Essay by Victoria de Stefano.
Publisher: CRAF, Gradisca D'Isonzo, 2000, First Edition
Spiral-bound hardback, 21,5x38 cm, 101 Pages, 240 Images in b/w and 36 in colour
Condition: Like New
Language: Italian and Spanish
Rare Exhibition monograph presented as an Artist Book. Photo by Paolo Gasparini and design by Yvette Garcia. Glossy pictorial hard boards with white titles on the cover, as issued. A tall book, it is spiral-bound, enabling the viewer to turn the pages easily at random. Each page is cut clean into three horizontal sections. Each section reproduces images of a city.

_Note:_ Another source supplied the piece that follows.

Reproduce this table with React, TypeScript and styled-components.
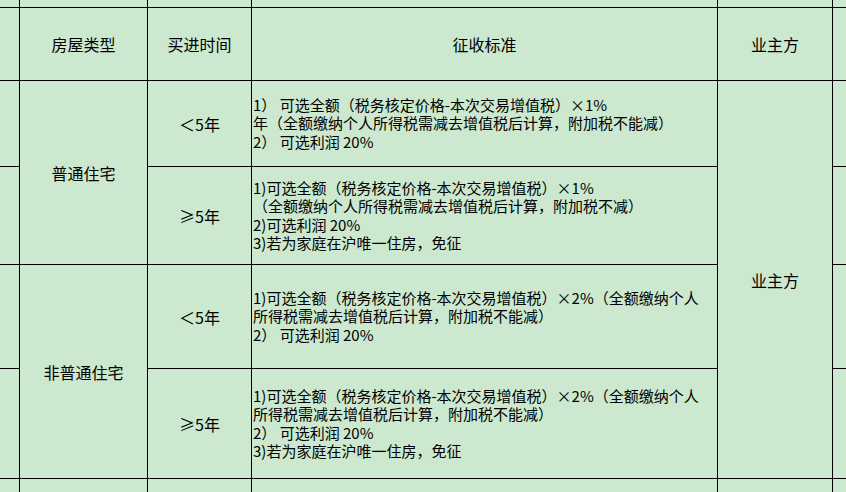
import React from "react";
import styled, { createGlobalStyle } from "styled-components";

const Global = createGlobalStyle`
  html, body {
    margin: 0;
    padding: 0;
    background: #cce8cf;
    overflow: hidden;
  }
  body {
    font-family: "Noto Sans CJK SC", "Noto Sans", sans-serif;
    color: #000;
  }
`;

const Sheet = styled.div`
  display: grid;
  width: 846px;
  height: 492px;
  grid-template-columns: 19px 127px 103px 465px 114px 1fr;
  grid-template-rows: 7px 72px 85px 97px 103px 109px 13px;
  gap: 1px;
  background: #000;
  overflow: hidden;
`;

const Cell = styled.div<{ $row: number; $col: number; $rowSpan?: number }>`
  grid-row: ${(p) => p.$row} / span ${(p) => p.$rowSpan ?? 1};
  grid-column: ${(p) => p.$col};
  background: #cce8cf;
  min-width: 0;
  overflow: hidden;
`;

const Label = styled(Cell)`
  display: flex;
  align-items: center;
  justify-content: center;
  font-size: 16px;
  line-height: 20px;
  white-space: nowrap;
`;

const TextCell = styled(Cell)`
  display: flex;
  flex-direction: column;
  justify-content: center;
  padding-left: 1px;
  font-size: 15px;
  line-height: 18.5px;
  white-space: pre;
`;

const Line = styled.div`
  white-space: pre;
`;

const rules: { row: number; lines: string[] }[] = [
  {
    row: 3,
    lines: [
      "1） 可选全额（税务核定价格-本次交易增值税）×1%",
      "年（全额缴纳个人所得税需减去增值税后计算，附加税不能减）",
      "2） 可选利润 20%",
    ],
  },
  {
    row: 4,
    lines: [
      "1)可选全额（税务核定价格-本次交易增值税）×1%",
      "（全额缴纳个人所得税需减去增值税后计算，附加税不减）",
      "2)可选利润 20%",
      "3)若为家庭在沪唯一住房，免征",
    ],
  },
  {
    row: 5,
    lines: [
      "1)可选全额（税务核定价格-本次交易增值税）×2%（全额缴纳个人",
      "所得税需减去增值税后计算，附加税不能减）",
      "2） 可选利润 20%",
    ],
  },
  {
    row: 6,
    lines: [
      "1)可选全额（税务核定价格-本次交易增值税）×2%（全额缴纳个人",
      "所得税需减去增值税后计算，附加税不能减）",
      "2） 可选利润 20%",
      "3)若为家庭在沪唯一住房，免征",
    ],
  },
];

const periods: { row: number; text: string }[] = [
  { row: 3, text: "＜5年" },
  { row: 4, text: "≥5年" },
  { row: 5, text: "＜5年" },
  { row: 6, text: "≥5年" },
];

export default function App() {
  const fillers: React.ReactNode[] = [];
  // top and bottom strips: all columns
  [1, 7].forEach((r) => {
    for (let c = 1; c <= 6; c++) fillers.push(<Cell key={`f${r}-${c}`} $row={r} $col={c} />);
  });
  // side columns for body rows
  for (let r = 2; r <= 6; r++) {
    fillers.push(<Cell key={`l${r}`} $row={r} $col={1} />);
    fillers.push(<Cell key={`r${r}`} $row={r} $col={6} />);
  }

  return (
    <>
      <Global />
      <Sheet>
        {fillers}
        <Label $row={2} $col={2}>房屋类型</Label>
        <Label $row={2} $col={3}>买进时间</Label>
        <Label $row={2} $col={4}>征收标准</Label>
        <Label $row={2} $col={5}>业主方</Label>

        <Label $row={3} $col={2} $rowSpan={2}>普通住宅</Label>
        <Label $row={5} $col={2} $rowSpan={2}>非普通住宅</Label>
        <Label $row={3} $col={5} $rowSpan={4}>业主方</Label>

        {periods.map((p) => (
          <Label key={`p${p.row}`} $row={p.row} $col={3}>
            {p.text}
          </Label>
        ))}

        {rules.map((r) => (
          <TextCell key={`t${r.row}`} $row={r.row} $col={4}>
            {r.lines.map((l, i) => (
              <Line key={i}>{l}</Line>
            ))}
          </TextCell>
        ))}
      </Sheet>
    </>
  );
}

The pages can be turned in any sequence so that a different combination of six images forms into a doublespread, in innumerable possible combinations. "Paolo Gasparini has been making committed and interesting photobooks for over 30 years...Megalopolis continues a theme that has occupied Gasparini for many years: the political and and economic impact of the United States on Latin America...The volume is spiral bound, and every page is cut into three horizontal sections, each depicting a different city. These can be turned in any order so that a different combination of six images across a double page is brought up each time, and we never know which city we are in. Gasparini is making the point that the all-embracing consumer society of the United States...has drained large metropolises of their uniqueness...Gasparini has always been a street photographer in the Garry Winogrand mold, so the artefacts he looks at--shop windows, street furniture, cafes, office buildings, cars, political posters and graffiti, and, above all, signs and advertising hoardings--make his case for him easily enough" (Parr & Badger The Photobook: A History Vol.II).